Following a hearing, an ALJ denied the claim. Claimants appealed to the labor and industrial relations commission, which affirmed the denial. The commission held an employer that ceased operations 16 years before § 287.200.4(3)(a) took effect could not have elected to accept enhanced liability under that section. Claimants appealed to the court of appeals and the Supreme Court granted transfer under Rule 83.04.

Majority Opinion

The majority initially noted that prior to 2014, there was confusion among the courts as to whether the exclusivity provisions of the workers’ compensation law also applied to occupational diseases. In 2013, the general assembly amended the state’s Workers’ Compensation Act to provide the exclusive remedy for occupational diseases caused by toxic exposure in the workplace in some instances [see § 287.200.4(3)(b)]. The majority continued that the issue at hand was whether a now-defunct employer could “elect to accept mesothelioma liability” under a statute that did not take effect until 16 years after the company ceased operations.

Insuring an Employer’s Liability

Claimants argued the commission erred in determining the employer did not elect to accept liability for the enhanced benefit. They pointed to § 287.200.4(3)(a), which provides that employers may elect to accept enhanced mesothelioma liability by “insuring their liability.” Claimants — joined by the dissenting judge — argued that, because the employer maintained an insurance policy that insured its entire workers’ compensation liability during the time it employed Hegger, then the employer elected to accept mesothelioma liability under the plain language of the statute.
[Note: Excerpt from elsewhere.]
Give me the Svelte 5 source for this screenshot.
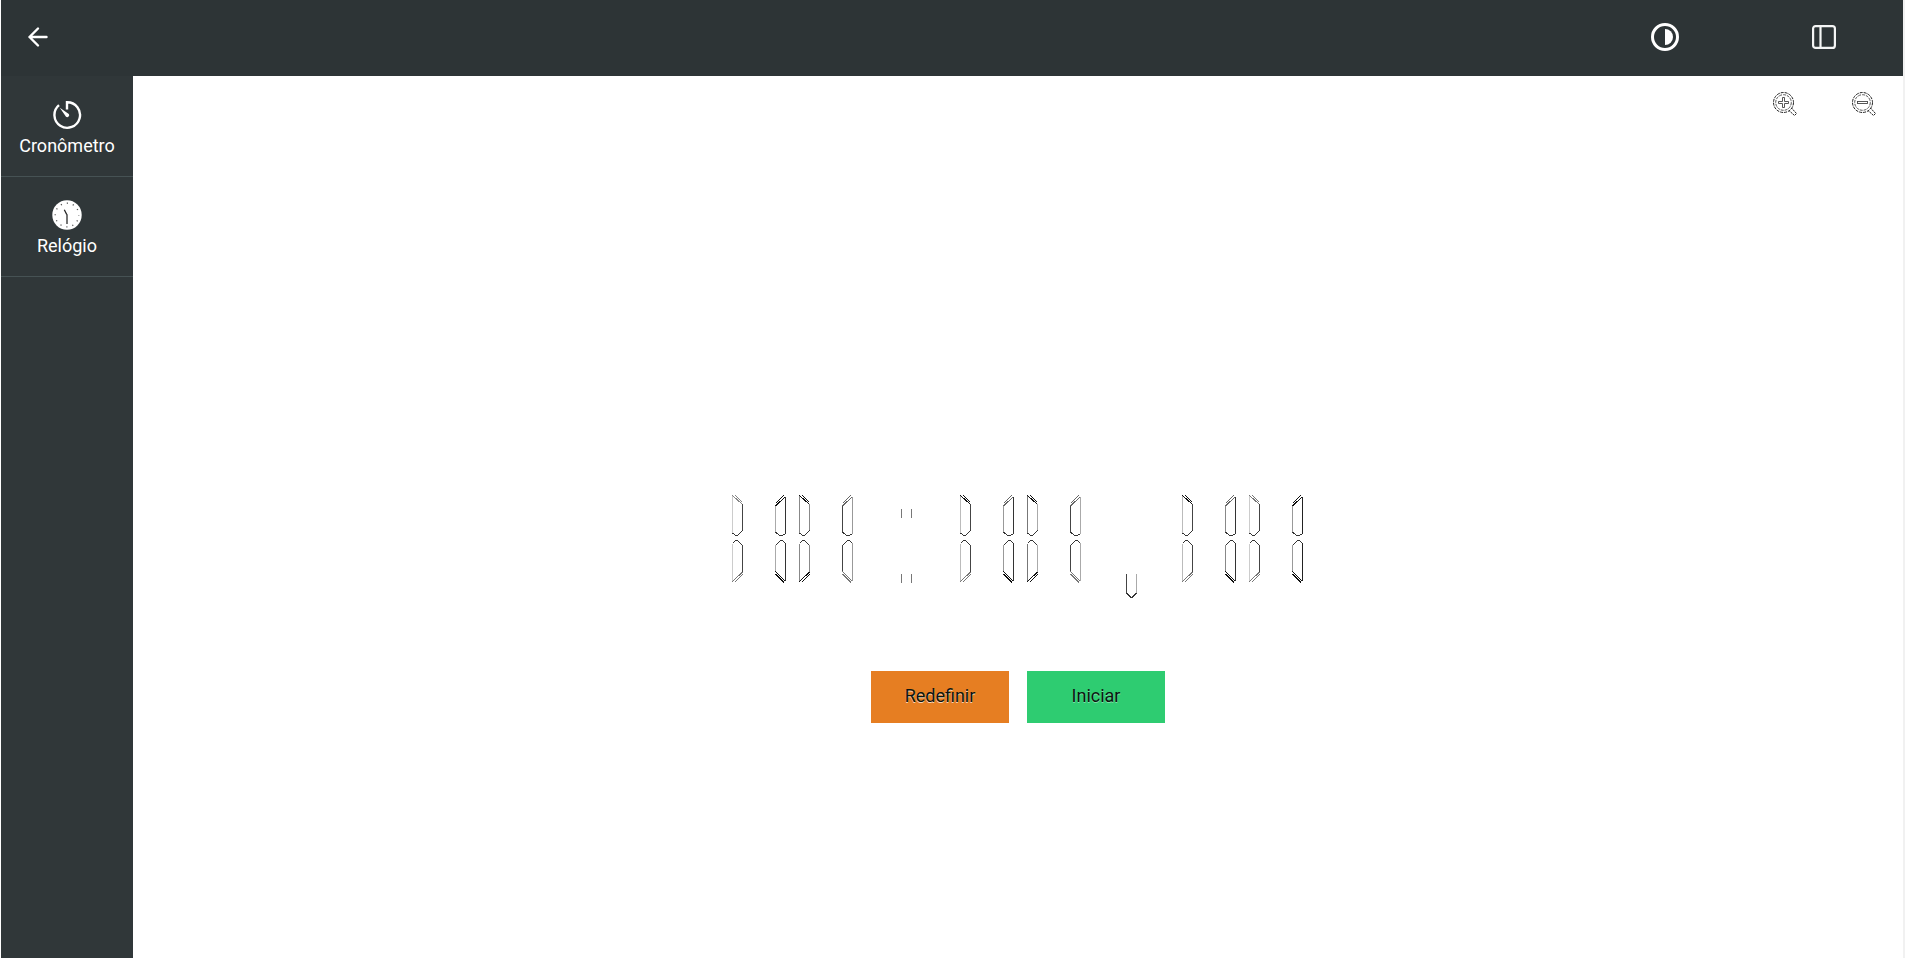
<script>
  let running = $state(false);
  let elapsed = $state(0);
  let scale = $state(1);
  let dark = $state(false);
  let sidebarOpen = $state(true);
  let timer;

  const two = (n) => String(n).padStart(2, '0');
  const time = $derived(
    `${two(Math.floor(elapsed / 6000))}:${two(Math.floor(elapsed / 100) % 60)},${two(elapsed % 100)}`
  );

  // Edge shades for every digit: left/right edge of the left bars, then of the right bars,
  // then the four bevels (upper left, upper right, lower left, lower right).
  const shades = [
    { l: ['#ccc', '#444'], r: ['#aaa', '#333'], b: ['#888', '#111', '#777', '#111'] },
    { l: ['#888', '#888'], r: ['#444', '#999'], b: ['#111', '#666', '#111', '#777'] },
    { l: ['#bbb', '#444'], r: ['#999', '#333'], b: ['#111', '#666', '#777', '#111'] },
    { l: ['#777', '#aaa'], r: ['#444', '#aaa'], b: ['#111', '#666', '#111', '#777'] },
    { l: ['#bbb', '#444'], r: ['#888', '#333'], b: ['#111', '#666', '#777', '#111'] },
    { l: ['#ccc', '#444'], r: ['#999', '#222'], b: ['#777', '#111', '#777', '#111'] }
  ];

  // Position of every character among the digits, so that it can find its shades.
  const cells = $derived(
    [...time].map((ch, i) => ({ ch, shade: shades[i - Math.floor(i / 3)] }))
  );

  // Upright bars of every digit.
  const lit = {
    0: ['ul', 'ur', 'll', 'lr'],
    1: ['ur', 'lr'],
    2: ['ur', 'll'],
    3: ['ur', 'lr'],
    4: ['ul', 'ur', 'lr'],
    5: ['ul', 'lr'],
    6: ['ul', 'll', 'lr'],
    7: ['ur', 'lr'],
    8: ['ul', 'ur', 'll', 'lr'],
    9: ['ul', 'ur', 'lr']
  };
  const has = (ch, bar) => lit[ch].includes(bar);

  function toggle() {
    running = !running;
    clearInterval(timer);
    if (running) timer = setInterval(() => elapsed++, 10);
  }
  function reset() {
    clearInterval(timer);
    running = false;
    elapsed = 0;
  }
</script>

<div class="app" class:dark>
  <header>
    <button class="back" aria-label="Voltar">
      <svg width="24" height="24" viewBox="0 0 24 24" fill="none" stroke="#fff" stroke-width="2.400" stroke-linecap="round" stroke-linejoin="round">
        <path d="M20.500 12H3.500M12 3.500L3.500 12l8.500 8.500" />
      </svg>
    </button>
    <div class="actions">
      <button aria-label="Contraste" onclick={() => (dark = !dark)}>
        <svg width="30" height="30" viewBox="0 0 30 30">
          <circle cx="15" cy="15" r="12.500" fill="none" stroke="#fff" stroke-width="3" />
          <path d="M15 7a8 8 0 0 1 0 16z" fill="#fff" />
        </svg>
      </button>
      <button aria-label="Painel lateral" onclick={() => (sidebarOpen = !sidebarOpen)}>
        <svg width="24" height="24" viewBox="0 0 24 24" fill="none" stroke="#f4f5f5" stroke-width="2.200">
          <rect x="1.100" y="1.100" width="21.800" height="21.800" rx="2.500" />
          <path d="M8.500 1v22" />
        </svg>
      </button>
    </div>
  </header>

  <div class="body">
    {#if sidebarOpen}
      <nav>
        <a href="#cronometro">
          <svg width="30" height="30" viewBox="0 0 30 30" fill="none" stroke="#fff" stroke-width="2.400">
            <path d="M7 5.200A12.800 12.800 0 1 0 15 2.200V9.500" />
            <path d="M7.800 7.800l9 6.200a2 2 0 0 1-2.800 2.800z" fill="#fff" stroke="none" />
          </svg>
          <span>Cronômetro</span>
        </a>
        <a href="#relogio">
          <svg width="30" height="30" viewBox="0 0 30 30">
            <circle cx="15" cy="15" r="14.700" fill="#fff" />
            <circle cx="15" cy="15" r="11.800" fill="none" stroke="#555" stroke-width="1.300" stroke-dasharray="1.200 4.979" stroke-dashoffset="0.600" />
            <path d="M12.300 9.800L15 15" fill="none" stroke="#222" stroke-width="1.300" />
            <path d="M15 14.500V24" fill="none" stroke="#666" stroke-width="1.800" />
          </svg>
          <span>Relógio</span>
        </a>
      </nav>
    {/if}

    <main>
      <div class="zoom">
        <button aria-label="Aumentar" onclick={() => (scale += 0.1)}>
          <svg width="24" height="24" viewBox="0 0 24 24" fill="none">
            <circle cx="10.500" cy="10.500" r="10" stroke="#222" stroke-dasharray="3 1" />
            <circle cx="10.500" cy="10.500" r="7.800" stroke="#444" stroke-width="0.900" stroke-dasharray="3 1" />
            <path d="M9.500 5.500h2v4h4v2h-4v4h-2v-4h-4v-2h4z" stroke="#444" stroke-width="0.900" />
            <path d="M18.500 16l5 5.500-2 2-5.500-5" stroke="#222" stroke-dasharray="2 0.700" />
          </svg>
        </button>
        <button aria-label="Diminuir" onclick={() => (scale -= 0.1)}>
          <svg width="24" height="24" viewBox="0 0 24 24" fill="none">
            <circle cx="10.500" cy="10.500" r="10" stroke="#222" stroke-dasharray="3 1" />
            <circle cx="10.500" cy="10.500" r="7.800" stroke="#444" stroke-width="0.900" stroke-dasharray="3 1" />
            <rect x="5.500" y="9.500" width="10" height="2" stroke="#444" stroke-width="0.900" />
            <path d="M18.500 16l5 5.500-2 2-5.500-5" stroke="#222" stroke-dasharray="2 0.700" />
          </svg>
        </button>
      </div>

      <section class="stage">
        <div class="display" role="timer" aria-label={time} style:zoom={scale}>
          {#each cells as { ch, shade }}
            {#if ch === ':'}
              <svg width="94" height="103" viewBox="0 0 94 103" stroke="#777">
                <path d="M41.500 14v9M51.500 14v9M41.500 79v9M51.500 79v9" />
              </svg>
            {:else if ch === ','}
              <svg width="88" height="103" viewBox="0 0 88 103" fill="none">
                <path d="M38.500 79v19" stroke="#444" />
                <path d="M48.500 79v19" stroke="#aaa" />
                <path d="M38.500 98l4 4h2l4-4" stroke="#333" />
              </svg>
            {:else}
              <svg width="67" height="103" viewBox="-6 0 67 103" fill="none">
                {#if has(ch, 'ul')}
                  <path d="M.5 1v37" stroke={shade.l[0]} />
                  <path d="M10.500 9v27" stroke={shade.l[1]} />
                  <path d="M.5 38l3 2.500h2l5-5" stroke="#333" />
                  <path d="M.5.5L10.500 9.500M3.500.5l7 7" stroke={shade.b[0]} />
                {/if}
                {#if has(ch, 'ur')}
                  <path d="M43.500 10v27" stroke={shade.r[0]} />
                  <path d="M53.500 2v37" stroke={shade.r[1]} />
                  <path d="M43.500 37l4 3.500h3l3-2" stroke="#333" />
                  <path d="M43.500 11l9.500-9M43.500 8.500L51.500.5" stroke={shade.b[1]} />
                {/if}
                {#if has(ch, 'll')}
                  <path d="M.5 49v38" stroke={shade.l[0]} />
                  <path d="M10.500 50v27" stroke={shade.l[1]} />
                  <path d="M.5 48.500l3-3h2l5 5" stroke="#333" />
                  <path d="M.5 86.500l10-9.500M2.500 87.500l8-8" stroke={shade.b[2]} />
                {/if}
                {#if has(ch, 'lr')}
                  <path d="M43.500 50v27" stroke={shade.r[0]} />
                  <path d="M53.500 48v38" stroke={shade.r[1]} />
                  <path d="M43.500 50.500l5-5h2l3 3" stroke="#333" />
                  <path d="M43.500 76.500l9.500 9.500M43.500 79l8.500 8.500" stroke={shade.b[3]} />
                {/if}
              </svg>
            {/if}
          {/each}
        </div>
        <div class="controls">
          <button class="reset" onclick={reset}>Redefinir</button>
          <button class="start" onclick={toggle}>{running ? 'Pausar' : 'Iniciar'}</button>
        </div>
      </section>
    </main>
  </div>
</div>

<style>
  :global(body) {
    margin: 0;
    background: #fff;
  }
  .app {
    display: flex;
    flex-direction: column;
    box-sizing: border-box;
    min-height: 100vh;
    border-left: 1px solid #fff;
    border-right: 2px solid #f1f1f1;
    font-family: Roboto, "Liberation Sans", sans-serif;
    font-size: 18px;
  }
  button {
    display: flex;
    align-items: center;
    justify-content: center;
    margin: 0;
    padding: 0;
    border: 0;
    background: none;
    font: inherit;
    cursor: pointer;
  }
  svg {
    display: block;
    flex: none;
  }
  header {
    display: flex;
    justify-content: space-between;
    height: 76px;
    background: #2d3436;
  }
  .back {
    width: 74px;
    padding-bottom: 2px;
  }
  .actions {
    display: flex;
    padding-bottom: 2px;
  }
  .actions button {
    width: 159px;
  }
  .body {
    display: flex;
    flex: 1;
  }
  nav {
    width: 132px;
    padding-top: 1px;
    background: #303739;
  }
  nav a {
    display: flex;
    flex-direction: column;
    align-items: center;
    gap: 4px;
    box-sizing: border-box;
    height: 100px;
    padding-top: 23px;
    border-bottom: 1px solid #465254;
    color: #fff;
    line-height: 24px;
    text-decoration: none;
  }
  main {
    display: flex;
    flex: 1;
    flex-direction: column;
    background: #fff;
  }
  .dark main {
    background: #dfe6e9;
  }
  .zoom {
    display: flex;
    justify-content: flex-end;
    height: 55px;
  }
  .zoom button {
    width: 79px;
  }
  .stage {
    display: flex;
    flex: 1;
    flex-direction: column;
    align-items: center;
    justify-content: center;
    gap: 73px;
    padding-top: 128px;
  }
  .display {
    display: flex;
  }
  .display svg {
    shape-rendering: crispEdges;
  }
  .controls {
    display: flex;
    gap: 18px;
  }
  .controls button {
    width: 138px;
    height: 52px;
    padding-bottom: 2px;
    color: #0c1410;
  }
  .controls .reset {
    background: #e67e22;
    text-shadow: 0 1px 0 rgba(255, 255, 255, 0.7);
  }
  .controls .start {
    background: #2ecc71;
    text-shadow: 0 1px 0 rgba(255, 255, 255, 0.4);
  }
</style>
The majority observed that the commission rejected this argument, finding that electing to accept enhanced liability under the statute required employers to take affirmative action with respect to the enhanced benefit. Simply maintaining a workers’ compensation insurance policy, particularly one that was secured prior to 2014 (the effective date of the legislation) was insufficient.
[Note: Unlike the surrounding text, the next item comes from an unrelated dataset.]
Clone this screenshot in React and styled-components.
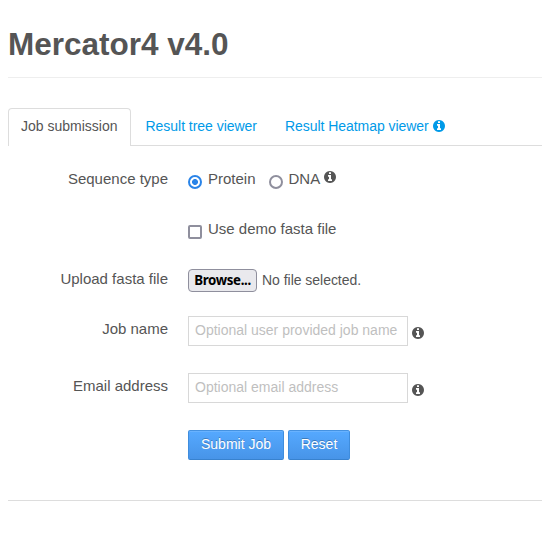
import React from "react";
import styled, { createGlobalStyle } from "styled-components";

const GlobalStyle = createGlobalStyle`
  * { box-sizing: border-box; }
  body {
    margin: 0;
    background: #fff;
    color: #555;
    font: 14px/20px "Liberation Sans", Arial, sans-serif;
  }
`;

const Page = styled.main`
  height: 542px;
  padding: 24px 0 0 8px;
  overflow: hidden;
`;

const Title = styled.h1`
  height: 54px;
  margin: 0 0 30px;
  border-bottom: 1px solid #eee;
  font-size: 31.5px;
  line-height: 40px;
`;

const Tabs = styled.nav`
  display: flex;
  height: 38px;
  border-bottom: 1px solid #ddd;
`;

const Tab = styled.a`
  display: flex;
  align-items: center;
  height: ${(p) => (p.$active ? 38 : 37)}px;
  margin-right: 2px;
  padding: 0 12px ${(p) => (p.$active ? 3 : 2)}px;
  border: 1px solid ${(p) => (p.$active ? "#ddd" : "transparent")};
  border-bottom: 0;
  border-radius: 4px 4px 0 0;
  background: #fff;
  color: ${(p) => (p.$active ? "#555" : "#009ae8")};
  letter-spacing: ${(p) => p.$spacing || 0}px;
  white-space: nowrap;
`;

const InfoSvg = styled.svg`
  flex: none;
  width: 12px;
  height: 12px;
  margin: ${(p) => p.$m || "0 0 0 4px"};
  fill: currentColor;
`;

function Info({ m }) {
  return (
    <InfoSvg $m={m} viewBox="128 128 1536 1536" aria-hidden="true">
      <path d="M1152 1376v-160q0-14-9-23t-23-9h-96v-512q0-14-9-23t-23-9h-320q-14 0-23 9t-9 23v160q0 14 9 23t23 9h96v320h-96q-14 0-23 9t-9 23v160q0 14 9 23t23 9h448q14 0 23-9t9-23zm-128-896v-160q0-14-9-23t-23-9h-192q-14 0-23 9t-9 23v160q0 14 9 23t23 9h192q14 0 23-9t9-23zm640 416q0 209-103 385.5t-279.5 279.5-385.5 103-385.5-103-279.5-279.5-103-385.5 103-385.5 279.5-279.5 385.5-103 385.5 103 279.5 279.5 103 385.5z" />
    </InfoSvg>
  );
}

const Form = styled.form`
  height: 355px;
  padding-top: 23px;
  border-bottom: 1px solid #ddd;
`;

const Row = styled.div`
  display: grid;
  grid-template-columns: 160px 1fr;
  column-gap: 20px;
  height: ${(p) => p.$h}px;
`;

const Label = styled.label`
  margin-top: ${(p) => p.$top || 0}px;
  font-size: 15px;
  line-height: 20px;
  text-align: right;
`;

const Controls = styled.div`
  display: flex;
  align-items: flex-start;
`;

const Choice = styled.label`
  display: flex;
  margin-right: ${(p) => p.$gap || 0}px;
  font-size: 15px;
`;

const Toggle = styled.input`
  appearance: none;
  flex: none;
  width: 14px;
  height: 14px;
  margin: 6px 6px 0 0;
  border: 2px solid #8f8f9d;
  border-radius: ${(p) => (p.type === "radio" ? "50%" : "2px")};
  background: #fff;

  &[type="radio"]:checked {
    border-color: #2a84e8;
    background: radial-gradient(circle, #2a84e8 2.6px, #fff 3.3px);
  }
`;

const Browse = styled.button`
  width: 69px;
  height: 23px;
  margin: 0 5px 0 0;
  padding: 0;
  border: 1px solid #8f8f9d;
  border-radius: 4px;
  background: #e9e9ed;
  color: #000;
  font: 700 13.3px/19px "Noto Sans", sans-serif;
  letter-spacing: -0.35px;
`;

const FileName = styled.span`
  line-height: 22px;
  letter-spacing: -0.03px;
`;

const Field = styled.input`
  width: 220px;
  height: 30px;
  padding: 3px 6px 5px;
  border: 1px solid #d8d8d8;
  border-radius: 0;
  background: #fff;
  color: #555;
  font: inherit;

  &::placeholder { color: #bfbfbf; opacity: 1; }
`;

const Button = styled.button`
  width: ${(p) => p.$w}px;
  height: 30px;
  margin-right: 4px;
  padding: 0 0 2px;
  border: 1px solid;
  border-color: #4592e1 #3f8ddd #3882cf;
  border-radius: 2px;
  background: linear-gradient(#55a9ff, #4794e8);
  box-shadow: inset 0 1px 0 rgba(255, 255, 255, 0.12);
  color: #fff;
  font: inherit;
  text-shadow: 0 -1px 0 rgba(0, 0, 0, 0.25);
`;

export default function App() {
  return (
    <>
      <GlobalStyle />
      <Page>
        <Title>Mercator4 v4.0</Title>
        <Tabs>
          <Tab $active>Job submission</Tab>
          <Tab $spacing={-0.03}>Result tree viewer</Tab>
          <Tab $spacing={-0.05}>Result Heatmap viewer<Info /></Tab>
        </Tabs>
        <Form>
          <Row $h={50}>
            <Label>Sequence type</Label>
            <Controls>
              <Choice $gap={13}><Toggle type="radio" name="sequence" defaultChecked />Protein</Choice>
              <Choice><Toggle type="radio" name="sequence" />DNA</Choice>
              <Info m="2px 0 0 4px" />
            </Controls>
          </Row>
          <Row $h={50}>
            <span />
            <Controls>
              <Choice><Toggle type="checkbox" />Use demo fasta file</Choice>
            </Controls>
          </Row>
          <Row $h={47}>
            <Label>Upload fasta file</Label>
            <Controls>
              <Browse type="button">Browse...</Browse>
              <FileName>No file selected.</FileName>
            </Controls>
          </Row>
          <Row $h={57}>
            <Label $top={3}>Job name</Label>
            <Controls>
              <Field placeholder="Optional user provided job name" />
              <Info m="11px 0 0 4px" />
            </Controls>
          </Row>
          <Row $h={57}>
            <Label $top={3}>Email address</Label>
            <Controls>
              <Field placeholder="Optional email address" />
              <Info m="11px 0 0 4px" />
            </Controls>
          </Row>
          <Row $h={30}>
            <span />
            <Controls>
              <Button type="button" $w={96}>Submit Job</Button>
              <Button type="reset" $w={62}>Reset</Button>
            </Controls>
          </Row>
        </Form>
      </Page>
    </>
  );
}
“Elect” Not Defined in the Act

Observing further that the term “elect” had not been defined in the Act, the majority indicated it would give the term its “plain and ordinary meaning as derived from the dictionary” [quoting Missouri Pub. Serv. Comm’n v. Union Elec. Co., 552 S.W.3d 532, 541 (Mo. banc 2018)]. Utilizing that definition, the majority said “elect” meant “to make a selection” or “to choose.” Both selecting and choosing required an affirmative act by the one making the selection or doing the choosing, said the majority. The majority concluded that it was “axiomatic that a business entity that no longer exists cannot affirmatively select or choose to do anything” [Opinion, pp. 7-8]. Moreover, now-defunct employers were not deemed to have elected to accept enhanced liability solely by virtue of having workers’ compensation insurance at the time of an employee’s last exposure to asbestos.

Dissenting Opinion

Judge Draper dissented. He stressed that the employer had made an affirmative decision to purchase workers’ compensation insurance, which, as a matter of law, covered future occupational injuries such as that contracted by Hegger. The employer purchased coverage for its “entire liability.” Judge Draper noted that while Hegger’s date of last exposure to asbestos at the employer was not in the record, it was undeniable that his date of injury was in 2014, when he was diagnosed with mesothelioma. Stressing that compensation under the workers’ compensation law was not made when a claimant was last exposed to asbestos, but rather when the claimant had been injured and when that injury was diagnosed, the judge argued that Hegger should be provided the compensation for which he was statutorily entitled at the time of his injury.